• DATA EXTRACT:
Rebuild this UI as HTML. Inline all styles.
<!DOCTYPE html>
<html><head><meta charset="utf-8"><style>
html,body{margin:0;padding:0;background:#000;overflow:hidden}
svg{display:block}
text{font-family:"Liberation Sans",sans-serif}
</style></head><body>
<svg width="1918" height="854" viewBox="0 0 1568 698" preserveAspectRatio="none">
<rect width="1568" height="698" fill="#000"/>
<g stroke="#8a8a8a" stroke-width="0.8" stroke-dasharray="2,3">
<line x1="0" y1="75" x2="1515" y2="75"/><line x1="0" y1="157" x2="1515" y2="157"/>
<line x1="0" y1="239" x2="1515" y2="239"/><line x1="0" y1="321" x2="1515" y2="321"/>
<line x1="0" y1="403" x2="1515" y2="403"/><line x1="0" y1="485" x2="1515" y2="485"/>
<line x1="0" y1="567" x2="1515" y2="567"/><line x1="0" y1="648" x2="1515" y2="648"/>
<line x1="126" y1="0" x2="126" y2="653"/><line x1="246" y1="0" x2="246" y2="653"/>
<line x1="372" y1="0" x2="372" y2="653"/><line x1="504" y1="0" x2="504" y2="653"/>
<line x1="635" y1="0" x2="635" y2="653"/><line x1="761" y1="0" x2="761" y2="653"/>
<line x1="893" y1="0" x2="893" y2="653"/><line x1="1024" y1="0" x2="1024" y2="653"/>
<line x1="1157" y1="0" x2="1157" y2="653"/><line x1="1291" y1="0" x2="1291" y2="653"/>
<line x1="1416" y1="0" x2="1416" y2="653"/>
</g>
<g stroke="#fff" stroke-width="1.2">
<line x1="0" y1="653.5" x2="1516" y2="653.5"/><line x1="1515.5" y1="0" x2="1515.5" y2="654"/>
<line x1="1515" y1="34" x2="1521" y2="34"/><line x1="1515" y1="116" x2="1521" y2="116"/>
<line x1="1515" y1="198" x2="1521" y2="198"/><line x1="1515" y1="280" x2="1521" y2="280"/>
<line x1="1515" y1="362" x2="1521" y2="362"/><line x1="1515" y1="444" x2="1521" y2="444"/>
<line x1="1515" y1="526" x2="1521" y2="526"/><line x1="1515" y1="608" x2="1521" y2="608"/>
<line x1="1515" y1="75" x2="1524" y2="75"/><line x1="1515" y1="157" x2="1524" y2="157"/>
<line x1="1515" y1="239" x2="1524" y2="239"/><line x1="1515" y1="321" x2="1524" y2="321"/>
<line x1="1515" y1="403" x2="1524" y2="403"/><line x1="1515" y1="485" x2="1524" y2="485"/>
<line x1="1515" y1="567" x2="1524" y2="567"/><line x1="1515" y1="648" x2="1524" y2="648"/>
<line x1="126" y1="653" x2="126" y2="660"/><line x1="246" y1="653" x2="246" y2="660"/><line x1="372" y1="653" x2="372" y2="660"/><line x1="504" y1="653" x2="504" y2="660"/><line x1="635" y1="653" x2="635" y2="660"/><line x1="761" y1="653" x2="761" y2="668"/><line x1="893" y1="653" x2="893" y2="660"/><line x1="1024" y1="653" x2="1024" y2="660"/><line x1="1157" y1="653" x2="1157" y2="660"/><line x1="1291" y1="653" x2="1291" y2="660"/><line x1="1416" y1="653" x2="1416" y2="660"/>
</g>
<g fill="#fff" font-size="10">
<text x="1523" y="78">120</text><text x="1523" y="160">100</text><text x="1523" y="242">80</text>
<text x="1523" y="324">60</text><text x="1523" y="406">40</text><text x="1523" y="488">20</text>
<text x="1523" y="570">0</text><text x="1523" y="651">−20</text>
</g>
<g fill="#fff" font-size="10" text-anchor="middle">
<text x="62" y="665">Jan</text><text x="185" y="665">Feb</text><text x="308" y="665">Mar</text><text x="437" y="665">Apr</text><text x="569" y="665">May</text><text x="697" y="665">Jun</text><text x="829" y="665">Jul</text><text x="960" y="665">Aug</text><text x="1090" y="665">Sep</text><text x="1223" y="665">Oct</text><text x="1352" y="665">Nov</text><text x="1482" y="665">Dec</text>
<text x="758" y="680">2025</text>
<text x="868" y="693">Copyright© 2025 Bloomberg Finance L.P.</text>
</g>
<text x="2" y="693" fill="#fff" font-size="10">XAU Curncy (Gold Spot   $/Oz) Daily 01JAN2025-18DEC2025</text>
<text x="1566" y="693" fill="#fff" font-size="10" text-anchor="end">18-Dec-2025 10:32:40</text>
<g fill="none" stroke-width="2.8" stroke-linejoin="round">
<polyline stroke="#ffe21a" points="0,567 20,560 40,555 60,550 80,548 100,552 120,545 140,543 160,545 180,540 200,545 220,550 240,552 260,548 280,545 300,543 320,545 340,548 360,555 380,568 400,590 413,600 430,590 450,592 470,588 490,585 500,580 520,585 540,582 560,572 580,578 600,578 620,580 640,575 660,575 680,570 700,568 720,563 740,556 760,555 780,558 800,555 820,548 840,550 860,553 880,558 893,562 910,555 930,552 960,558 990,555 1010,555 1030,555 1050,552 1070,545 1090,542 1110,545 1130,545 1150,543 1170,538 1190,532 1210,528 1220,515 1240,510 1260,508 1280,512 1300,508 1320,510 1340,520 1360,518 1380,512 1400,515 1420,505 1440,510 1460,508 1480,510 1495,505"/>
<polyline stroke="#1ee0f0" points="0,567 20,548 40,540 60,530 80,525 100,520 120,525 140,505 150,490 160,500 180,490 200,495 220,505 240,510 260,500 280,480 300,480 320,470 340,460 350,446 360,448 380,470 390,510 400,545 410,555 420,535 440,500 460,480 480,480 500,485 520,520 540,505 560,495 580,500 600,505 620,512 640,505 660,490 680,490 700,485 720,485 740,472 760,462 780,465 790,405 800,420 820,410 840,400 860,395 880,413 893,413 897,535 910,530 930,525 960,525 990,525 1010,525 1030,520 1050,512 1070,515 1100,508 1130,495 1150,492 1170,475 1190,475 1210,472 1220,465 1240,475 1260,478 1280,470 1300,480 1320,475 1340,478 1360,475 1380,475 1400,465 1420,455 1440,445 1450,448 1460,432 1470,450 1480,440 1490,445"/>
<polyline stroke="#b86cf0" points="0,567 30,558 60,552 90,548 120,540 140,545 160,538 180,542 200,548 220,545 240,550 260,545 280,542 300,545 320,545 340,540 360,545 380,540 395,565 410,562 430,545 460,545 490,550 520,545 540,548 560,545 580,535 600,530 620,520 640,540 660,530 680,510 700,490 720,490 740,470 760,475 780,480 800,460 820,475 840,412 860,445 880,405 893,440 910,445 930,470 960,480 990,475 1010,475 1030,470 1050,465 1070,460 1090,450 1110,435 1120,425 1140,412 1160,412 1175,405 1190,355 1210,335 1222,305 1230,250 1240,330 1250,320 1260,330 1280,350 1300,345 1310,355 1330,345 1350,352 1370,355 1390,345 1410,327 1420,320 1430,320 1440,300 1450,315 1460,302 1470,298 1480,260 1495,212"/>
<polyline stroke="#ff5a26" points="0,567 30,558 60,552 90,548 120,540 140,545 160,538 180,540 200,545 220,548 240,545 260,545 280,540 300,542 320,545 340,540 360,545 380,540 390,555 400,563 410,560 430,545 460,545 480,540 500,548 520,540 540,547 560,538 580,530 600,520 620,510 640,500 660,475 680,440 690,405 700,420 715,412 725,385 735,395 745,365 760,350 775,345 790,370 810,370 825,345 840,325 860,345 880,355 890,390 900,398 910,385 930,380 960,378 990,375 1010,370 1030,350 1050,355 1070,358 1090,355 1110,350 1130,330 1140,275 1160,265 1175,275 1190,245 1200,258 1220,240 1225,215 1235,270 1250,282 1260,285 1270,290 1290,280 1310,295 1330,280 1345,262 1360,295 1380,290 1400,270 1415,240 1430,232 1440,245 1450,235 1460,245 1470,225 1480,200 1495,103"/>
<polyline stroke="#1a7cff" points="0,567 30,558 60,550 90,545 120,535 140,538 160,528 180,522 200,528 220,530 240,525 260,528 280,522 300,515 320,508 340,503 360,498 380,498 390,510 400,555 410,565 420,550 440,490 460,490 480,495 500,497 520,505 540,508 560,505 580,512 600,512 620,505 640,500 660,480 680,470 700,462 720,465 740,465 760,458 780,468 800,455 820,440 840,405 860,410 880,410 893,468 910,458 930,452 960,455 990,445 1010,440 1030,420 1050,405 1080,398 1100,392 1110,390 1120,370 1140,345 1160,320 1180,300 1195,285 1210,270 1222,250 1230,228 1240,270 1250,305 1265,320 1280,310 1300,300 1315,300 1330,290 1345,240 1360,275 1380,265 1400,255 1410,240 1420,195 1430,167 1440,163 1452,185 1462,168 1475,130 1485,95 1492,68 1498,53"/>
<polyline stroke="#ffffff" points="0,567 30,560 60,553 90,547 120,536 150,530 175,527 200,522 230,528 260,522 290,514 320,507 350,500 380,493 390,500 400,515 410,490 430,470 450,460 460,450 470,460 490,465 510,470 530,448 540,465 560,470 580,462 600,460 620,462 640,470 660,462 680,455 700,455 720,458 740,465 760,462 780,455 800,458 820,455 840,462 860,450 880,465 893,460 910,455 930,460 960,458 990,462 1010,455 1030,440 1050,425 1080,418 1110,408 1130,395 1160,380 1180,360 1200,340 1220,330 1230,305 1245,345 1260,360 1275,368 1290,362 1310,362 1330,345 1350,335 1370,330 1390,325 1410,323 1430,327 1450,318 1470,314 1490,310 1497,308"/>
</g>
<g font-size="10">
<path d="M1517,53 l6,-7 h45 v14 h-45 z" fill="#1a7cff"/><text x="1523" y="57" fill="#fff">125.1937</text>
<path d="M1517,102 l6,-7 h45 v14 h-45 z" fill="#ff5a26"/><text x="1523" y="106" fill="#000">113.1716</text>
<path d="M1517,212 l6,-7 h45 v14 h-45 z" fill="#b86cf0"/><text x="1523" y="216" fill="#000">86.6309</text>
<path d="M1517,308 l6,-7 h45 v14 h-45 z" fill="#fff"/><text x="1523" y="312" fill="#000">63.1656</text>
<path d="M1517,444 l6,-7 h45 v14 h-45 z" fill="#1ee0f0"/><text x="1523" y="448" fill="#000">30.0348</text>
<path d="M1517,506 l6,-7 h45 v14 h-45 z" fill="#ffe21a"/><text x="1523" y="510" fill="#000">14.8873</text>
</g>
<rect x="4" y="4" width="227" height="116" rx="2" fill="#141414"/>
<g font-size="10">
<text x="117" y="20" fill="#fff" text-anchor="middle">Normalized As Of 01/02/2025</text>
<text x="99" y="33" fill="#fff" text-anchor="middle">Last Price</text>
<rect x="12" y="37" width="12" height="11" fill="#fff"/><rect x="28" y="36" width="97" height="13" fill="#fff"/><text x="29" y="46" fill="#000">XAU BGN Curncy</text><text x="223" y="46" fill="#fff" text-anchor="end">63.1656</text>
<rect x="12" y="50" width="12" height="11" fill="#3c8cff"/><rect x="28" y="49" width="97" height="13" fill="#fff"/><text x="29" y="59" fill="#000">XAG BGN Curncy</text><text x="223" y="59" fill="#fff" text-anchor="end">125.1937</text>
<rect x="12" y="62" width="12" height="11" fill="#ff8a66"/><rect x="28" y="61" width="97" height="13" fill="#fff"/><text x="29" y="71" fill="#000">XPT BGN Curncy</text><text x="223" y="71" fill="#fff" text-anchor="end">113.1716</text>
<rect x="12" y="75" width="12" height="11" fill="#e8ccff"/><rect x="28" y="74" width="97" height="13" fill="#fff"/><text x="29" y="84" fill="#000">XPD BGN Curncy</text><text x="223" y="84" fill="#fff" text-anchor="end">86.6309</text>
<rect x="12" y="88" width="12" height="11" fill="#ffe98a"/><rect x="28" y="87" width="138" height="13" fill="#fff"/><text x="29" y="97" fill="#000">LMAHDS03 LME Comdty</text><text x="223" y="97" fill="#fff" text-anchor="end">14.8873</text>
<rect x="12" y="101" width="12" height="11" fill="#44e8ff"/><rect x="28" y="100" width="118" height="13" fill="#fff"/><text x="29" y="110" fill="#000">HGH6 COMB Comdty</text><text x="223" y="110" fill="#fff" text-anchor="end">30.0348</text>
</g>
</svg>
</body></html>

==

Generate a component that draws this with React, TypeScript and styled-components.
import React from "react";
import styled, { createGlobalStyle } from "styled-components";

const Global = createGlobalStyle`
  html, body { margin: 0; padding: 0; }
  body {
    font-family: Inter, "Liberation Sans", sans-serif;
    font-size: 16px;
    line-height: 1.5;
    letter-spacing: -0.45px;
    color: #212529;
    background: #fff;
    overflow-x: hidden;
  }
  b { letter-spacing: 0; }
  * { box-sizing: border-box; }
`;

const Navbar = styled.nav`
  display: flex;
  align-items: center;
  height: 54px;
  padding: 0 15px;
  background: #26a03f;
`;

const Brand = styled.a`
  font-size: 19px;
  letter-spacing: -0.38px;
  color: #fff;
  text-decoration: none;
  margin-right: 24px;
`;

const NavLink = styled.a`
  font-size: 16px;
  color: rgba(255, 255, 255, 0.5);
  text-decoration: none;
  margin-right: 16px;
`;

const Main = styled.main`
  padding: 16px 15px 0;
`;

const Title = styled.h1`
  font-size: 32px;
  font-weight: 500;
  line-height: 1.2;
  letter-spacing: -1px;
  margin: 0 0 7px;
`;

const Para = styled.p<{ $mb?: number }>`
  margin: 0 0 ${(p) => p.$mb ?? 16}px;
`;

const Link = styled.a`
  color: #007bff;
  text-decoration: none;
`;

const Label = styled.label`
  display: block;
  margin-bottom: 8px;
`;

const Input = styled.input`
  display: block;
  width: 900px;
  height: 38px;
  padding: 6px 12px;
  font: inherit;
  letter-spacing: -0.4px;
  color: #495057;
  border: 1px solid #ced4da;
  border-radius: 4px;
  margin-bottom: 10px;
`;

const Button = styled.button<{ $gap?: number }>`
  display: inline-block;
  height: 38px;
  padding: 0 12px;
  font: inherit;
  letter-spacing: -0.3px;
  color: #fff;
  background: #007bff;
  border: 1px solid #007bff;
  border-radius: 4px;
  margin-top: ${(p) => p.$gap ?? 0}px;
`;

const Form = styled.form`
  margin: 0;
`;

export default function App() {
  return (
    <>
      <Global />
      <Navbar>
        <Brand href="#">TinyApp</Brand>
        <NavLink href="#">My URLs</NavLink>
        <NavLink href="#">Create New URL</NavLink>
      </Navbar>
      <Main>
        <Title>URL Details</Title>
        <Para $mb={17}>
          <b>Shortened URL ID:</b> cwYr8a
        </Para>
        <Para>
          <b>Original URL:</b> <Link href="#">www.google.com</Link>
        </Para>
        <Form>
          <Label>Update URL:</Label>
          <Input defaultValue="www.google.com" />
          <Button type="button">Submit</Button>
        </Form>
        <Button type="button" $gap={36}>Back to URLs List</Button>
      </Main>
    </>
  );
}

• EXERCISE: Of all the lines in the listing above, how many contain the word "components"? Answer with the number alone.

• THE COMPLETED TASK: 2